Vous aviez la rage de vous en sortir ?
Le mot rage est trop fort pour moi. Mais j’en avais la volonté. Je savais qu’un monde plus intelligent et plus confortable que le mien existait. Forcément, cela m’attirait. J’ai appris très vite que la société était inégale. J’ai rapidement été convaincu qu’il fallait lutter contre ces inégalités, en commençant par moi-même ( il sourit ). Je garde en moi le souvenir du proviseur de mon collège qui m’avait acheté une place de théâtre quand j’étais en troisième. J’ai pu voir une représentation de L’École des femmes, de Molière, avec Louis Jouvet. Cela m’a ouvert les yeux. J’ai compris qu’en marge du quotidien, il existait un monde féerique et qu’il fallait savoir le trouver.
En attendant, vous viviez avec votre mère dans une toute petite pièce…
Nous partagions une pièce de quelques mètres carrés où il n’y avait pas la place pour deux lits. Je dormais sur un petit lit et ma mère sur un canapé. J’ai vécu là du lycée à mes deux premières années de droit. À un âge où l’on rêve d’avoir son intimité…
Et vous dites que vous avez eu de la chance ?
Mais oui, toujours. Quand j’étais étudiant, je suis devenu le précepteur d’un jeune garçon. Au courant de ma situation, son père m’a logé dans une chambre de bonne. Grâce à lui, j’ai enfin eu mon indépendance. Puis il m’a permis de rencontrer René Moatti, qui était un avocat assez connu. Les choses se sont mises en marche. Je me suis servi de ma capacité d’élocution, une force qui m’a servi dans l’adversité.
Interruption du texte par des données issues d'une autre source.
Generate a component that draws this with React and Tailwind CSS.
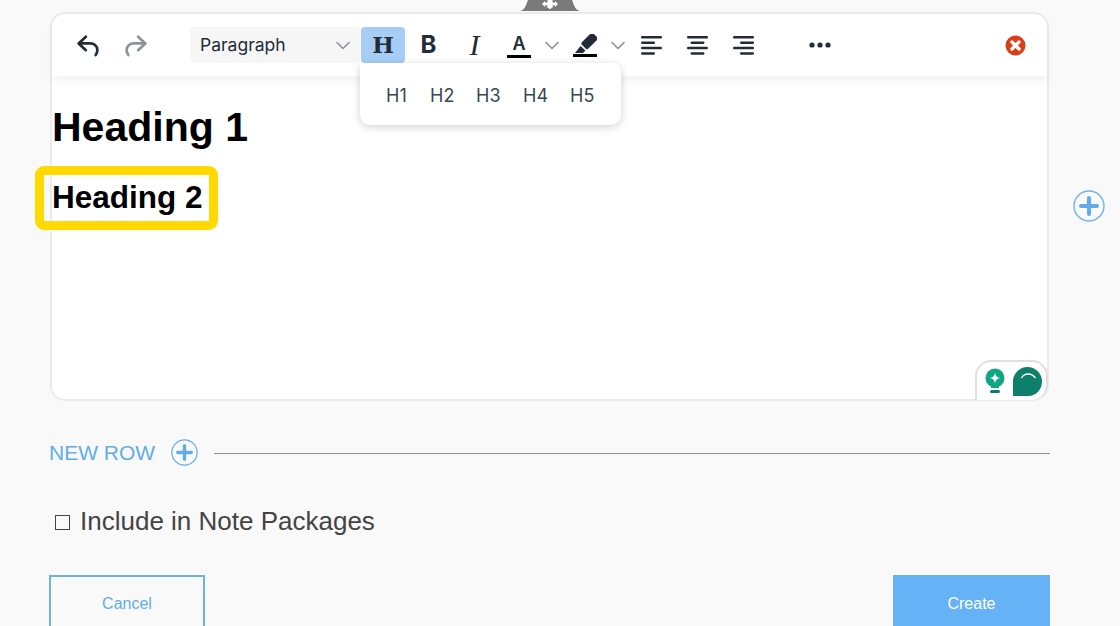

Vous dites que vous n’écriviez jamais vos plaidoiries. C’est vrai ?
Je n’en rédigeais jamais la forme, je me contentais de vagues plans et de grandes idées. Je fabriquais les cartes du jeu. Je ne suis pas un grand orateur, mais quand je défendais une idée, elle était mienne et j’allais au bout. C’est une force de croire ce que l’on dit, au moment où on le dit.
Terrorisme avec l’affaire Abdallah, violences policières avec Malik Oussekine, féminicide avec le procès de Bertrand Cantat : vos plaidoiries ont accompagné de grands sujets de société qui ont explosé aujourd’hui.
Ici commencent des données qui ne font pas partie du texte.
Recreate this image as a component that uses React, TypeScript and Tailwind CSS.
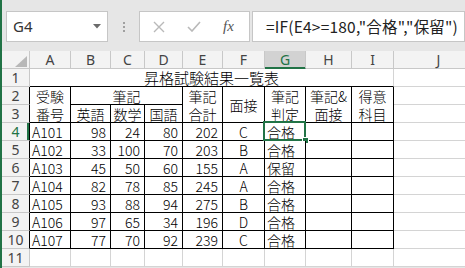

Quand on est jeune avocat, on est persuadé que par son éloquence, on va améliorer le fonctionnement de la société… Hélas, il n’y a que peu d’exemples. J’en vois deux : Robert Badinter avec l’abolition de la peine de mort et Gisèle Halimi pour son rôle dans la dépénalisation de l’avortement. En ce qui me concerne, les féminicides existent toujours, les violences policières aussi et les prisons sont restées un pourrissoir.
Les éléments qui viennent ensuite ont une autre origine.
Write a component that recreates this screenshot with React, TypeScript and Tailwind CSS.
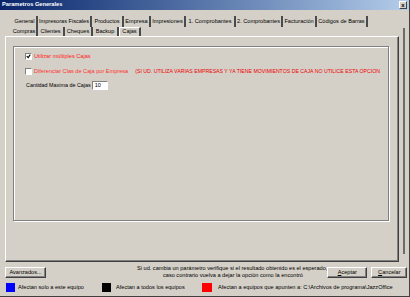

Vous avez été ministre de François Mitterrand, que vous respectez, mais votre admiration inconditionnelle va à l’homme d’État Pierre Mendès France.
Pierre était une figure paternelle pour moi. Il s’intéressait véritablement aux gens. On existait à ses yeux. Pour résumer, je dirais que Mitterrand vous écoutait par curiosité. Mendès avec intérêt. Une de mes fiertés avec Mitterrand, c’est de lui avoir fait découvrir Belle-Île.
Les femmes ne sont-elles pas les vraies héroïnes de vos mémoires ?
Oui. C’est le grand bonheur d’une vie d’aimer et d’être aimé. Je comprends les raisons du mouvement #MeToo ( il a été l’avocat du Mouvement de libération des femmes, le MLF ), mais j’espère que la violence qu’il a parfois engendrée ne viendra pas abîmer le plaisir de la séduction et du plaisir physique réciproque entre les hommes et les femmes.
Dans vos mémoires, on croise vos épouses et vos amoureuses, de Marie-France Pisier à Marlène Jobert, de Françoise Giroud à Laure de Broglie, en passant par Fanny Ardant. Quelle vie !
Les femmes, qu’elles soient célèbres ou non, m’ont énormément apporté. Je leur dois tellement. Avec l’une, j’ai appris à lire Balzac. Avec une autre, j’ai fait des rencontres extraordinaires. Je suis devenu père grâce à Laure… Avec les femmes, je ne me suis jamais ennuyé. Ce qui n’est pas forcément le cas avec bien des hommes.
L’homme qui voulait être aimé, de Georges Kiejman et Vanessa Schneider, 251 pages, Grasset, 20 €.